Marine microplastics (< 5 mm) pollution is a growing problem affecting coastal communities, marine ecosystems, aquatic and marine life, and human health. It is hard to escape news of debris of all kinds, and more specifically plastic debris of all sizes, in our oceans. Despite the growing awareness, data management of measurements of marine debris, from large size visual surveys along the coast and in the open ocean, to effects of microplastics on planktonic communities, lags far behind the needs of the scientific, education, and decision maker communities. This lack of large-scale, long-term, comprehensive data on microplastics makes it difficult to completely understand the sources, distribution and impacts of microplastics. The National Oceanic and Atmospheric Administration (NOAA) National Centers for Environmental Information (NCEI), the nation’s environmental data steward, is spearheading efforts to make available global data on microplastics. NCEI is currently collating (micro)plastic data from across the world and inputting this into a database.

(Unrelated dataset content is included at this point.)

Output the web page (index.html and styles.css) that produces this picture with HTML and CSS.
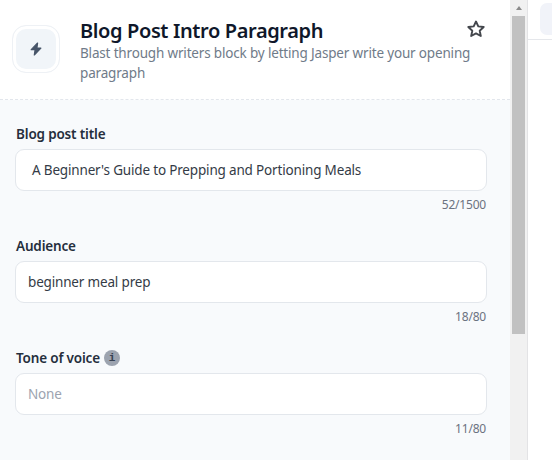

The goal is to develop a one-stop repository where data on all types of marine debris and microplastics are aggregated, archived, and served in a consistent and reliable manner. This will establish NCEI as the primary location for marine debris data management. The database, when completed, hopes to contain extensive information on global microplastics. Together with other NCEI databases, such as the Global Ocean Current Database, World Ocean Database, and the Surface Underway Marine Database etc., researchers and interest groups will be able to access and assess data that will enable new insights in understanding of the global microplastic problems. The microplastic database will be freely accessible and will be maintained with newly received data from global users.